社会貢献の功績
一般社団法人 海っ子の森
三重県南部紀北町の一部の海では、海藻の森が無くなり、海底の岩場がむき出しになる砂漠化した「磯焼け」と呼ばれる状態で生物多様性が失われている。この状態を知って2004年から鳥羽市水産研究所の指導・協力を得て、漁協者および市民の参加によりこの問題の解決に取り組み始めた。主な活動は自然石に海藻の苗を取付け岩場に設置する「鳥羽工法」と呼ばれる植樹技術で海藻を育成している。2010年には組織を一般社団法人化し、山の環境保全が海藻の育成にも有用なことから、山の環境保全活動も併せて行っている。

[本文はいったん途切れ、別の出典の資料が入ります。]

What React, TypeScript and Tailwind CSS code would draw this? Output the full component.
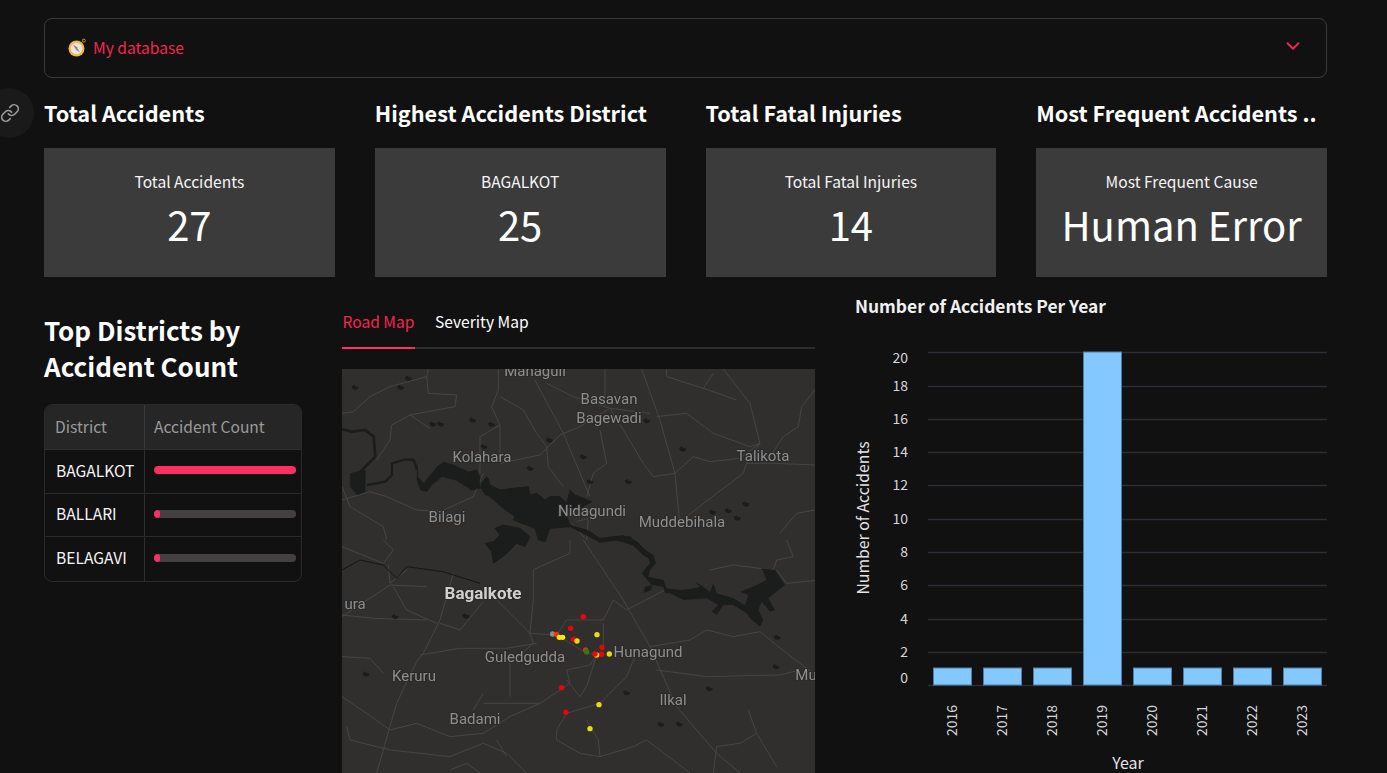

この度は、名誉ある社会貢献者表彰をいただき心よりお礼申し上げます。
私たち一般社団法人海っ子の森は、12年間、「海の森を未来に届けるプロジェクト」をテーマに掲げ、活動を行ってきました。
海っ子の森の活動は、三重県鳥羽市にある鳥羽市水産研究所の職員の方との出会いから始まりました。
私たちが子供のころから見ている海は、外見上は昔から変わらない景色が広がっています。しかし、鳥羽市水産研究所で聞いた海の現実は違っていました。海の中では磯焼けと言われる海の砂漠化で、海藻が無くなる現象が三重県の沿岸で見られるようになり、その現象は広がり続けていると言うのです。その問題は三重県だけではなく日本全国のあちこちで起きているとの事でした。
この現実に、海で育ち、海が好きなメンバーが集まり海っ子の森サークルとして活動を始じめ、多くの人達の力により海の森づくりを行ってきました。磯焼けにより、海藻の森(藻場)が無くなった海では、魚が居なくなるだけではなく多くの生き物が住めない場所になってしまいます。このことにより、漁獲高が減少し魚を採り生活を行っている漁業者にまで影響が出ています。
そもそも海藻(藻場)は、海にとってどのような役割を持っているのか?
藻場は魚たちの産卵場や隠れ家の他、魚やサザエなどの貝などの餌場でもあり豊かな海の生物多様性の宝庫となっているのです。他には海藻も当然、海の植物でありCO2を吸収し酸素を出しています。磯焼けと言った問題は、我が国の海洋資源を蝕んでいることから、国や県もその問題解決に取り組んでいます。しかしそのスピードは速く数十年で日本全体の40%もの藻場が消滅したとも言われています。
藻場造成は、山の植林とは異なり膨大な費用が掛かることから、国や県の事業となっています。しかし、鳥羽市水産研究所では漁業者と小規模ながら自分たちの海の現状と向き合いながら藻場造成を行っていました。その現実を知り、市民による海の森づくりが出来ないかと言ったことから、海好きのメンバーが集まり、私たちのテーマでもある「海の森を未来に届ける」を思いに海っ子の森が誕生しました。
鳥羽市にある答志島の漁業者は、3世代に亘り海の森づくりを行っています。
海っ子の森の活動はまだまだですが、山の植林活動のように海にも海藻の植林が必要であることを私たちの活動を通じ多くの人に知って貰うため、メンバー一同これからも頑張っていきます。
今回、授賞式では、私たち以上に素晴らしい活動をされている方々との出会いに、今後の活動への力を貰うことが出来ました。
社会貢献者財団および関係者の皆様ありがとうございました。